In an overpopulated near-future world, a small number eat well, but many of them still suffer from loneliness. We learn about a day in the life of Monica and Henry Swinton, their son David, and David's toy, Teddy. Monica spends the day in their apartment "in one of the ritziest city-block, half a kilometre [sic: British spelling] above the ground": "Embedded in other apartments, their apartment had no windows on to the outside; nobody wanted to see the overcrowded external world," and their "Whologram" (sic) could provide the illusion of a Georgian mansion surrounded by plantlife. It's a big day for the family. As Managing Director of Synthank, Henry has just released "an intelligent" (but not too intelligent) "synthetic life-form" in the form of "a full-size serving man." This model goes beyond the "mechanicals on the market with minicomputers for brains—plastic things without life, supertoys" and links "computer circuitry with synthetic flesh." The new model is "a product of the computer. Without computers, we could never have worked through the sophisticated biochemics that go into synthetic flesh"; it is also "an extension of the computer—for he will contain a computer in his own head," and later models will be "linked to the World Data Network" and may come fully male or female (with the promise of something like android/robot sex). "Personal isolation will be banished forever." Monica's news is that she and Henry have won the lottery and will be allowed by the government to conceive a child.

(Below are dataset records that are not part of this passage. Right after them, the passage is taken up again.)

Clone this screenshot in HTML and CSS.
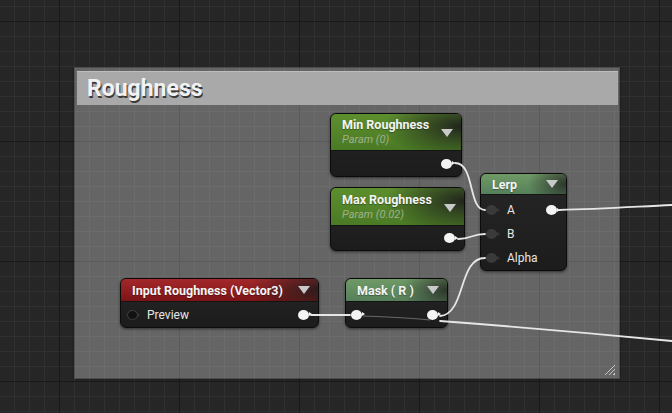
FILE: index.html
```html
<!DOCTYPE html>
<html>
<head>
<meta charset="utf-8">
<link rel="stylesheet" href="styles.css">
</head>
<body>
<div class="graph">
  <div class="comment">
    <div class="comment-head">Roughness</div>
    <div class="grip"></div>
  </div>

  <div class="node param node-min">
    <div class="head head-param">
      <div class="titles"><span class="title">Min Roughness</span><span class="sub">Param (0)</span></div>
      <span class="caret"></span>
    </div>
    <div class="body"><div class="row out-only"><span class="pin out"></span></div></div>
  </div>

  <div class="node param node-max">
    <div class="head head-param">
      <div class="titles"><span class="title">Max Roughness</span><span class="sub">Param (0.02)</span></div>
      <span class="caret"></span>
    </div>
    <div class="body"><div class="row out-only"><span class="pin out"></span></div></div>
  </div>

  <div class="node node-lerp">
    <div class="head head-func"><span class="title">Lerp</span><span class="caret"></span></div>
    <div class="body lerp-body">
      <div class="row"><span class="pin in"></span><span class="label">A</span><span class="pin out"></span></div>
      <div class="row"><span class="pin in"></span><span class="label">B</span></div>
      <div class="row"><span class="pin in"></span><span class="label">Alpha</span></div>
    </div>
  </div>

  <div class="node node-input">
    <div class="head head-red"><span class="title">Input Roughness (Vector3)</span><span class="caret"></span></div>
    <div class="body"><div class="row"><span class="pin hollow"></span><span class="label">Preview</span><span class="pin out"></span></div></div>
  </div>

  <div class="node node-mask">
    <div class="head head-func"><span class="title">Mask ( R )</span><span class="caret"></span></div>
    <div class="body"><div class="row"><span class="pin out-white"></span><span class="spacer"></span><span class="pin out"></span></div></div>
  </div>

  <svg class="wires" width="672" height="413" viewBox="0 0 672 413">
    <g fill="none" stroke="#e6e6e6" stroke-width="1.8" stroke-linecap="round">
      <path d="M455,163 C475,163 468,210 485,210"/>
      <path d="M458,239 C471,239 472,234 485,234"/>
      <path d="M440,316 C466,314 458,258 485,258"/>
      <path d="M559,210 C600,209 630,207 672,205"/>
      <path d="M311,315 C330,315 335,315 350,315"/>
      <path d="M440,321 C520,327 600,334 672,341"/>
    </g>
    <path d="M363,316 C390,317 410,318 430,320" fill="none" stroke="#9a9a9a" stroke-width="1" opacity="0.6"/>
  </svg>
</div>
</body>
</html>
```
FILE: styles.css
```css
html, body {
  margin: 0;
  padding: 0;
}
body {
  width: 672px;
  height: 413px;
  overflow: hidden;
  font-family: Roboto, "Liberation Sans", sans-serif;
  background-color: #262626;
}
.graph {
  position: relative;
  width: 672px;
  height: 413px;
  background-color: #262626;
  background-image:
    linear-gradient(to right, #191919 1px, transparent 1px),
    linear-gradient(to bottom, #191919 1px, transparent 1px),
    linear-gradient(to right, #303030 1px, transparent 1px),
    linear-gradient(to bottom, #303030 1px, transparent 1px);
  background-size: 120px 120px, 120px 120px, 15px 15px, 15px 15px;
  background-position: 59px 0, 0 21px, 14px 0, 0 6px;
}
.comment {
  position: absolute;
  left: 74px;
  top: 67px;
  width: 546px;
  height: 312px;
  box-sizing: border-box;
  background: rgba(255, 255, 255, 0.29);
  border: 1px solid rgba(0, 0, 0, 0.25);
  box-shadow: 0 0 2px rgba(0, 0, 0, 0.4);
  padding: 3px 1px 0 2px;
}
.comment-head {
  height: 34px;
  background: #a9a9a9;
  border-top: 1px solid #bdbdbd;
  box-sizing: border-box;
  padding-left: 10px;
  color: #f2f2f2;
  font-weight: 700;
  font-size: 23px;
  line-height: 34px;
  text-shadow: 1px 2px 0 #3a3a3a;
}
.grip {
  position: absolute;
  right: 4px;
  bottom: 3px;
  width: 11px;
  height: 11px;
  background: repeating-linear-gradient(135deg, transparent 0 2px, #c8c8c8 2px 3px);
  clip-path: polygon(100% 0, 100% 100%, 0 100%);
}
.node {
  position: absolute;
  box-sizing: border-box;
  border: 1px solid #0b0b0b;
  border-radius: 6px;
  background: linear-gradient(to bottom, #262626, #1c1c1c);
  box-shadow: 0 1px 3px rgba(0, 0, 0, 0.55);
  overflow: hidden;
  display: flex;
  flex-direction: column;
  color: #e8e8e8;
}
.head {
  display: flex;
  align-items: center;
  justify-content: space-between;
  padding: 0 8px 0 11px;
  box-sizing: border-box;
  border-bottom: 1px solid #141414;
}
.title {
  font-weight: 700;
  font-size: 12.5px;
  color: #f4f4f4;
  line-height: 15px;
  text-shadow: 0 1px 1px rgba(0, 0, 0, 0.35);
}
.titles {
  display: flex;
  flex-direction: column;
}
.sub {
  font-style: italic;
  font-size: 11px;
  color: #9fb08e;
  line-height: 15px;
}
.caret {
  width: 0;
  height: 0;
  border-left: 6px solid transparent;
  border-right: 6px solid transparent;
  border-top: 8px solid #c9c9c9;
  align-self: center;
}
.head-param {
  height: 37px;
  background:
    radial-gradient(ellipse 60% 90% at 100% 35%, rgba(30, 32, 28, 0.95), rgba(30, 32, 28, 0) 100%),
    linear-gradient(to bottom, #5d8f2e, #4a7a24);
}
.head-param .caret { margin-top: 2px; }
.head-func {
  height: 23px;
  background:
    radial-gradient(ellipse 45% 120% at 100% 50%, rgba(40, 44, 38, 0.9), rgba(40, 44, 38, 0) 100%),
    linear-gradient(to bottom, #6f9a66, #56805a);
}
.head-red {
  height: 23px;
  background:
    radial-gradient(ellipse 35% 130% at 100% 50%, rgba(40, 28, 28, 0.95), rgba(40, 28, 28, 0) 100%),
    linear-gradient(to bottom, #a3282a, #7e1416);
}
.body {
  flex: 1;
  display: flex;
  flex-direction: column;
  justify-content: center;
  padding: 0 6px 0 6px;
}
.row {
  display: flex;
  align-items: center;
  height: 24px;
}
.out-only {
  justify-content: flex-end;
}
.label {
  font-size: 12px;
  color: #e6e6e6;
  margin-left: 5px;
  flex: 1;
}
.spacer { flex: 1; }
.pin {
  position: relative;
  width: 11px;
  height: 10px;
  border-radius: 50%;
  flex: none;
}
.pin::after {
  content: "";
  position: absolute;
  right: -3px;
  top: 2.5px;
  border-top: 2.5px solid transparent;
  border-bottom: 2.5px solid transparent;
  border-left: 3px solid currentColor;
}
.pin.out, .pin.out-white {
  background: #f4f4f4;
  color: #f4f4f4;
  margin-right: 3px;
}
.pin.in {
  background: #3a3a3a;
  color: #3a3a3a;
}
.pin.hollow {
  box-sizing: border-box;
  background: #111;
  border: 1.5px solid #3c3c3c;
  color: #3a3a3a;
}
.node-min { left: 330px; top: 113px; width: 132px; height: 64px; }
.node-max { left: 330px; top: 187px; width: 135px; height: 64px; }
.node-max .head-param { height: 38px; }
.node-lerp { left: 480px; top: 173px; width: 87px; height: 98px; }
.node-lerp .head { height: 22px; }
.lerp-body { justify-content: flex-start; padding-top: 3px; padding-left: 5px; }
.node-lerp .label { margin-left: 10px; }
.node-input { left: 120px; top: 278px; width: 199px; height: 50px; }
.node-input .label { margin-left: 9px; }
.node-mask { left: 345px; top: 278px; width: 103px; height: 50px; }
.node-mask .body { padding-left: 5px; }
.wires {
  position: absolute;
  left: 0;
  top: 0;
  pointer-events: none;
}
```
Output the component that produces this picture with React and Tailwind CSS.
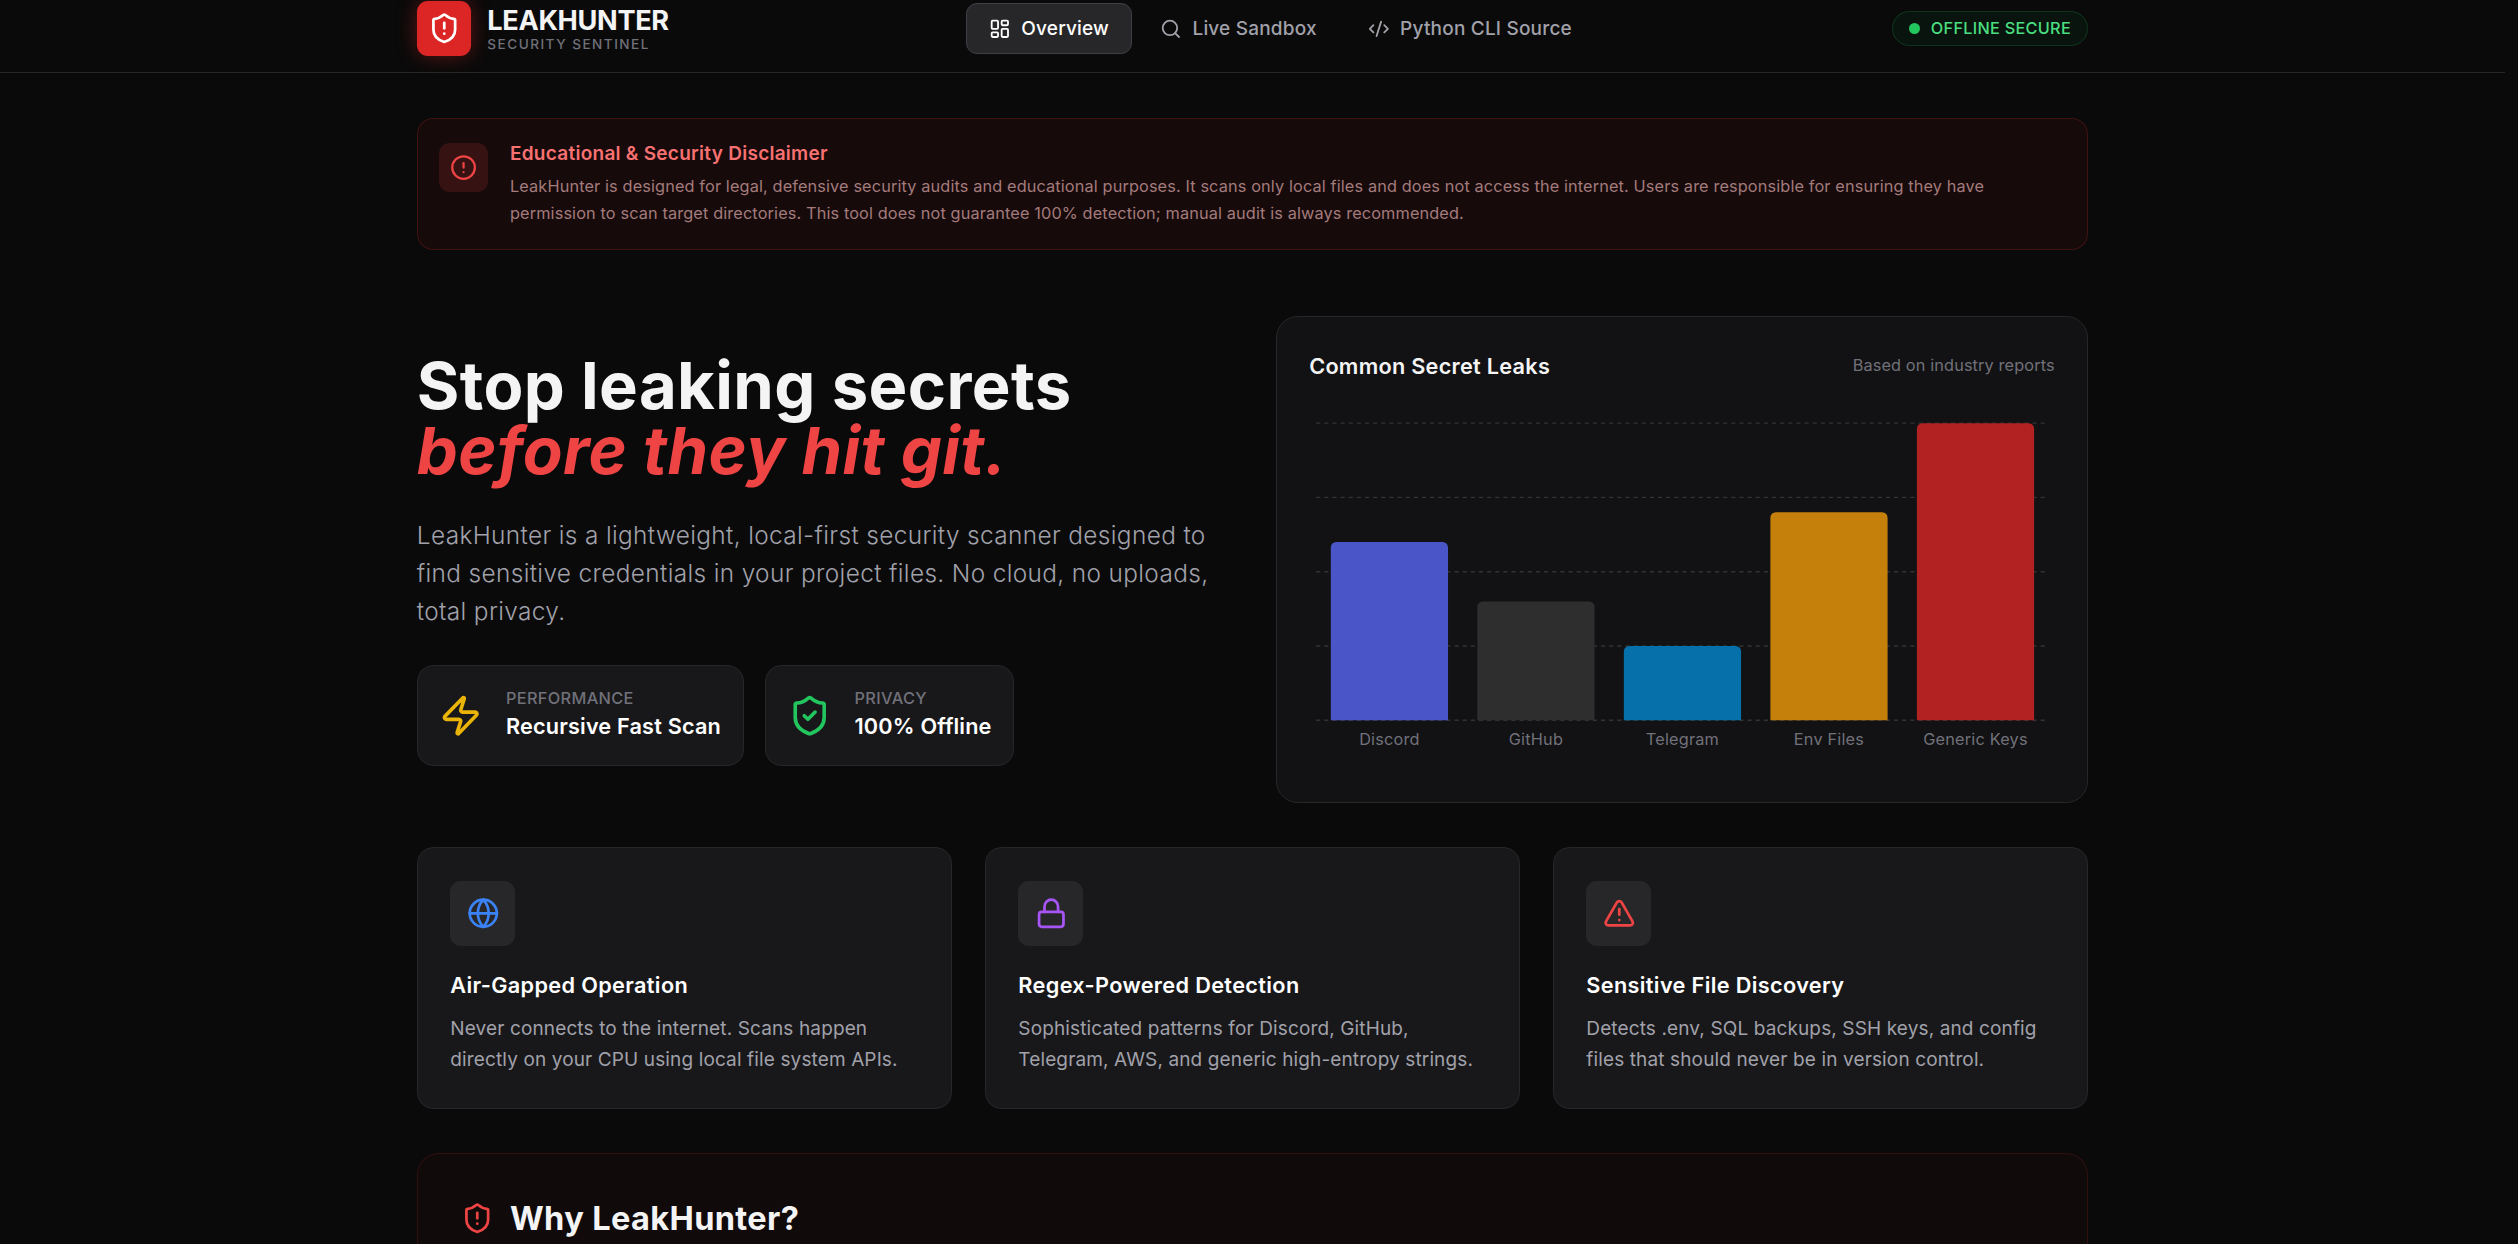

Teddy and David discuss what is real and what is not, and whether Mummy loves David. Mummy doesn't (though she had tried), but she'll definitely keep on Teddy, and they'll have David checked at the factory to have his "verbal communication-centre" fixed—and then they'll see. David asks Teddy, "Mummy and Daddy are real, aren't they," and Teddy tells him that it's a silly question: "Nobody knows what 'real' really means." Indeed; even Teddy comes across only a little less real than Henry and Monica. Source story for Kubrick/Spielberg's A.I., q.v.

Discussed in The Stanley Kubrick Archives, pp. 807-09.